Bernoulli Distribution
The Bernoulli also belongs to the exponential family(!):
[math]\begin{aligned} f\left(\left.x\right|p\right) & =\begin{cases} p, & x=1\\ 1-p, & x=0\\ 0, & otherwise \end{cases}\\ & =\begin{cases} p^{x}\left(1-p\right)^{x}, & x\in\left\{ 0,1\right\} \\ 0, & otherwise \end{cases}\\ & =1\left(x\in\left\{ 0,1\right\} \right)p^{x}\left(1-p\right)^{1-x}\end{aligned}[/math] where [math]1\left(\cdot\right)[/math] is the indicator function.
Factorization yields:
[math]\begin{aligned} f\left(\left.x\right|p\right) & =1\left(x\in\left\{ 0,1\right\} \right)p^{x}\left(1-p\right)^{1-x}\\ & =1\left(x\in\left\{ 0,1\right\} \right)p^{x}\left(1-p\right)\left(1-p\right)^{-x}\\ & =1\left(x\in\left\{ 0,1\right\} \right)\left(1-p\right)\left(\frac{p}{1-p}\right)^{x}\\ & =\underset{h\left(x\right)}{\underbrace{1\left(x\in\left\{ 0,1\right\} \right)}}\underset{c\left(p\right)}{\underbrace{\left(1-p\right)}}\exp\left(\underset{\omega_{1}}{\underbrace{\log\left(\frac{p}{1-p}\right)}}\underset{t_{1}}{\underbrace{x}}\right)\end{aligned}[/math]
Remarks
- Factor [math]c\left(\theta\right)[/math] is the normalizing constant of the pmf/pdf. This means that it can always be obtained, since it is there to ensure that the functions add up to 1.
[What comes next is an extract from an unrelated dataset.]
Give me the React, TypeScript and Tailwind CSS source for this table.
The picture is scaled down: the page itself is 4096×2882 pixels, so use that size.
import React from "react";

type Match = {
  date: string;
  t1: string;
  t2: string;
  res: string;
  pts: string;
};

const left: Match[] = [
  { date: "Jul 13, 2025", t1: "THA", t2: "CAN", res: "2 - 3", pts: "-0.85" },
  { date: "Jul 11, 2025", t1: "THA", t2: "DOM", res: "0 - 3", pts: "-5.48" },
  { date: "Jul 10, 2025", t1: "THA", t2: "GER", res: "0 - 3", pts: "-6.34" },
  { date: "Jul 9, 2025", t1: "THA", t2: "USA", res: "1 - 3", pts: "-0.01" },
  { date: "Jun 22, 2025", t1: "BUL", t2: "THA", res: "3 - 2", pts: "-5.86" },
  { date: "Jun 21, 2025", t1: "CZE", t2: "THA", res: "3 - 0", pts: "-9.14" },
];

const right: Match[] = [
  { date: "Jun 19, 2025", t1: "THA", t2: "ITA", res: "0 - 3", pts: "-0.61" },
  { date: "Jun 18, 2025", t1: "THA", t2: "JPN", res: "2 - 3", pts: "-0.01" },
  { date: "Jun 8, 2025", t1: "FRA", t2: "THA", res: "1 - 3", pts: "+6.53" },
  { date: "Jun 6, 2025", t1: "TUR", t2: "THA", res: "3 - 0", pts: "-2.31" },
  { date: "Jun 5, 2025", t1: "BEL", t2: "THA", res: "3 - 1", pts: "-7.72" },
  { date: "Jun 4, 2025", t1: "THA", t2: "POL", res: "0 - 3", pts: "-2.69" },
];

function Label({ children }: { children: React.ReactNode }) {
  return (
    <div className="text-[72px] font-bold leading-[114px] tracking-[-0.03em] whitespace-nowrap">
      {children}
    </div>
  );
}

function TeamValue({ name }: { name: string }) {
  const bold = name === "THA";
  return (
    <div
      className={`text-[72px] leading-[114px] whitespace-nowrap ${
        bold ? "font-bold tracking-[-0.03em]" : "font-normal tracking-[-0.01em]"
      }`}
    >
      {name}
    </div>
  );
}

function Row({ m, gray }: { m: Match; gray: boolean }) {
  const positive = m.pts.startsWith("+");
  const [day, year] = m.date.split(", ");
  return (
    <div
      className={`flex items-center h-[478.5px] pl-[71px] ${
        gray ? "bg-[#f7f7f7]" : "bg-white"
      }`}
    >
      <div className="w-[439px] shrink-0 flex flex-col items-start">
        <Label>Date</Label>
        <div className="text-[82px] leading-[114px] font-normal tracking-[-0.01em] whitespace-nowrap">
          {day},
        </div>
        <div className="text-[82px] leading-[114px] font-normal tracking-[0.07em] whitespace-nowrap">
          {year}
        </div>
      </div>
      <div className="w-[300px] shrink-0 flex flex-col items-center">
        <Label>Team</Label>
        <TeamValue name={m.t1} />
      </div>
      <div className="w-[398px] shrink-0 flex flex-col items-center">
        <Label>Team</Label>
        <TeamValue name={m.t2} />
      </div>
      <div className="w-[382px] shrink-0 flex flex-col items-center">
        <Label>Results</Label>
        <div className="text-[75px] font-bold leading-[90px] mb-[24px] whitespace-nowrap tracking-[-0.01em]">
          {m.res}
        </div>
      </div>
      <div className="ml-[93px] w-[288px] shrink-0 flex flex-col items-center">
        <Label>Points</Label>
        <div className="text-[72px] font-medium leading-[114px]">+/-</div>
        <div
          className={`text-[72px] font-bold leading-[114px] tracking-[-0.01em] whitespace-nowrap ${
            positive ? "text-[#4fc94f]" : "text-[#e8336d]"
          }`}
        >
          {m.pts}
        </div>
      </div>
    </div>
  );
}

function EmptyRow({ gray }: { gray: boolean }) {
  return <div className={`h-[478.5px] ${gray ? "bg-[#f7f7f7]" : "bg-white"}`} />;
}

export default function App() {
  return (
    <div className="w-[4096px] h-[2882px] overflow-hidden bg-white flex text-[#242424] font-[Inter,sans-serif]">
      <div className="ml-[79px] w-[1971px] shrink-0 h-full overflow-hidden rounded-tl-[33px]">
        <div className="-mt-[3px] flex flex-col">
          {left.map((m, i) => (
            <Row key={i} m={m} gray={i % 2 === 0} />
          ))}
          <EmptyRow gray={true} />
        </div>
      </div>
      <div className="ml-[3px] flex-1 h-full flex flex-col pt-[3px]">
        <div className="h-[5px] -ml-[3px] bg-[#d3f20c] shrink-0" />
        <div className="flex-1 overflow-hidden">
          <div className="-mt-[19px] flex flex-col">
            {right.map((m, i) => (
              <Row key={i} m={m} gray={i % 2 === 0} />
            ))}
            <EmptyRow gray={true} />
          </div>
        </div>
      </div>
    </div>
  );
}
- The support of pmfs/pdfs of members of the exponential family does not depend on [math]\theta[/math], i.e., [math]S_{X}=\left\{ x\in\mathbb{R}:f\left(\left.x\right|\theta\right)\gt 0\right\} =\left\{ x\in\mathbb{R}:h\left(x\right)\gt 0\right\}[/math]. Otherwise, it is impossible to produce [math]h\left(x\right)c\left(\theta\right)[/math]. For example, the uniform distribution with pdf [math]f_{X}\left(\left.x\right|a,b\right)=\frac{1}{b-a}1\left(a\leq x\leq b\right)[/math] does not belong to the exponential family, since it is impossible to separate [math]a[/math] and [math]b[/math] from [math]x[/math] in the indicator function.
Location-Scale Family
A (parametric) family [math]\mathcal{F}[/math] of pdfs is a location-scale family is given by
[math]\mathcal{F}=\left\{ \frac{1}{\sigma}f\left(\frac{\cdot-\mu}{\sigma}\right):\mu\in\mathbb{R},\sigma\gt 0\right\}[/math]
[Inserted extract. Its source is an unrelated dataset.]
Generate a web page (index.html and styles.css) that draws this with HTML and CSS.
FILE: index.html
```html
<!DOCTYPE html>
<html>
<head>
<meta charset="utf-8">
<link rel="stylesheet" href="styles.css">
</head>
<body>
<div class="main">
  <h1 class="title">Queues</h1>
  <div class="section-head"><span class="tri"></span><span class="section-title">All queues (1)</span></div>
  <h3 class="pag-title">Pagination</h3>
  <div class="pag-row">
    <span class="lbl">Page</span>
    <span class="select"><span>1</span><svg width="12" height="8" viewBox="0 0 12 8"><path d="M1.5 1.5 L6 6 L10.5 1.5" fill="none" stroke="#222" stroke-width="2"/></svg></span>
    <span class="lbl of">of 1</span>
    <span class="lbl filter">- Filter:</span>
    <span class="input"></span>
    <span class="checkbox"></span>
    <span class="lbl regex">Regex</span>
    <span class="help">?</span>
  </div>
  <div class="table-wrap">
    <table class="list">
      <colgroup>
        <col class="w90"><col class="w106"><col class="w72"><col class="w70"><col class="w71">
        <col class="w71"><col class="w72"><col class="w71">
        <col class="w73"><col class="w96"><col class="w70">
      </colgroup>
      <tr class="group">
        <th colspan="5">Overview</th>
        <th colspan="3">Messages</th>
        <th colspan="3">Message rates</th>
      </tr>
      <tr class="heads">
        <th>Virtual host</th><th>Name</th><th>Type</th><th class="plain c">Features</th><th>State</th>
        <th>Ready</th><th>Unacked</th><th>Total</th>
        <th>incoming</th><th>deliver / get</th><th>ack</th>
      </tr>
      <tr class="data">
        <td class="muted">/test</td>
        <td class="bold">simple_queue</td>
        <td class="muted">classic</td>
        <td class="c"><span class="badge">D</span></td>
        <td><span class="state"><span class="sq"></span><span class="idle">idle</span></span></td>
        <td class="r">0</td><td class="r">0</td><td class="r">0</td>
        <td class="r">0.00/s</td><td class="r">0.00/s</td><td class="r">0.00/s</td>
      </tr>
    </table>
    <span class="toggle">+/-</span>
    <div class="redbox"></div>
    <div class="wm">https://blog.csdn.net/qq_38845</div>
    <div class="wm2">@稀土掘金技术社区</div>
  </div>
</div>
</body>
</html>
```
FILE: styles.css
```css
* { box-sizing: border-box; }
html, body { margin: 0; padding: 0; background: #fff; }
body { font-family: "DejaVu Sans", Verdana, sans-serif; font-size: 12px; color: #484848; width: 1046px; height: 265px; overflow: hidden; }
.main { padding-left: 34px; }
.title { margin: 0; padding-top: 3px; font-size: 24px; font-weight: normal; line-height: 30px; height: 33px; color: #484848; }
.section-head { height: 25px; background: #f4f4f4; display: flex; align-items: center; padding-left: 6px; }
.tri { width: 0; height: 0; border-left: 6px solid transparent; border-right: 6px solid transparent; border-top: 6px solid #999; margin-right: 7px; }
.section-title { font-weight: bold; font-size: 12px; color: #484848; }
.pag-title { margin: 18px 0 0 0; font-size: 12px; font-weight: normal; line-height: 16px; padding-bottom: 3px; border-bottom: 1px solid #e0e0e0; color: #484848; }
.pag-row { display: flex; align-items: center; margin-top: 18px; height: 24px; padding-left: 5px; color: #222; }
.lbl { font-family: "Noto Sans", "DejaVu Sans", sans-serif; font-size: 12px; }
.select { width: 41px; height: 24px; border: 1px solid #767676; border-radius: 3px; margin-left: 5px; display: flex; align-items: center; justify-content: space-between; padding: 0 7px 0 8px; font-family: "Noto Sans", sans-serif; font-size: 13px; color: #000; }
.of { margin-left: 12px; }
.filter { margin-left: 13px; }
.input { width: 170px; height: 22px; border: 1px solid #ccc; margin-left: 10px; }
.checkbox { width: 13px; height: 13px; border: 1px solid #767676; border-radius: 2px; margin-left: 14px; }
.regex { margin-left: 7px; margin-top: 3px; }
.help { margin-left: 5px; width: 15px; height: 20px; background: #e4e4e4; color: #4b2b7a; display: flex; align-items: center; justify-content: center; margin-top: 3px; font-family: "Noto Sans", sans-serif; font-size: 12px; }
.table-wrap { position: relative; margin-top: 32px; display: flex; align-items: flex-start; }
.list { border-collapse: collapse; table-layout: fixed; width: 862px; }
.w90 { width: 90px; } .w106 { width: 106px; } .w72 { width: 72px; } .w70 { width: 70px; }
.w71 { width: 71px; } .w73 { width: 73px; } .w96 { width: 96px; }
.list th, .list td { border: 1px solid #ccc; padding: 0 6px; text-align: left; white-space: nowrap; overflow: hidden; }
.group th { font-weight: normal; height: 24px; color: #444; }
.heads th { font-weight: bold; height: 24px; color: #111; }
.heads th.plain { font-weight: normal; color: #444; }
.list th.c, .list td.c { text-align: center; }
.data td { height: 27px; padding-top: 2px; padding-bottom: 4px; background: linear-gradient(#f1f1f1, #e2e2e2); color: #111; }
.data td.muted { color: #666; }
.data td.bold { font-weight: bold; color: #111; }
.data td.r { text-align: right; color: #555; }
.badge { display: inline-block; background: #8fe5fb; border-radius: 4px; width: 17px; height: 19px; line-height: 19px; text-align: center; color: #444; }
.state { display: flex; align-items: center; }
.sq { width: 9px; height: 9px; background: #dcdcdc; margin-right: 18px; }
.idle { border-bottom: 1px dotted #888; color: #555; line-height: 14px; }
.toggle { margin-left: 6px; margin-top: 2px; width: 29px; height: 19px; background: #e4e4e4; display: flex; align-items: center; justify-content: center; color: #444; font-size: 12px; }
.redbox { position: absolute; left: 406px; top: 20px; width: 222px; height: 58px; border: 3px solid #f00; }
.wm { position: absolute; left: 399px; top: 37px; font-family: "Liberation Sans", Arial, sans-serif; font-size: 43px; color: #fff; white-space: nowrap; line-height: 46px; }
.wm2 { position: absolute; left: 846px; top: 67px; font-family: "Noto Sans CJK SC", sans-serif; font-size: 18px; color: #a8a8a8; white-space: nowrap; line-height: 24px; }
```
where [math]f\left(\cdot\right)[/math] is the standard pdf of the family, [math]\mu[/math] is the location parameter and [math]\sigma[/math] is the scale parameter. The idea is that [math]\frac{1}{\sigma}f\left(\frac{\cdot-\mu}{\sigma}\right)[/math] is the pdf of [math]\mu+\sigma\widetilde{X}[/math] where [math]\widetilde{X}[/math] has pdf [math]f\left(\cdot\right)[/math].
Clearly, r.v.s with pdf [math]N\left(\mu,\sigma^{2}\right)[/math] belong to the location-scale family of [math]N\left(0,1\right)[/math]. Similarly, r.v.s with pdf [math]U\left(a,b\right)[/math] belong to the location-scale family of [math]U\left(0,1\right)[/math].
Functions that differ from the standard pdf only in their location or scale parameter belong to the pdf’s location and scale family, respectively.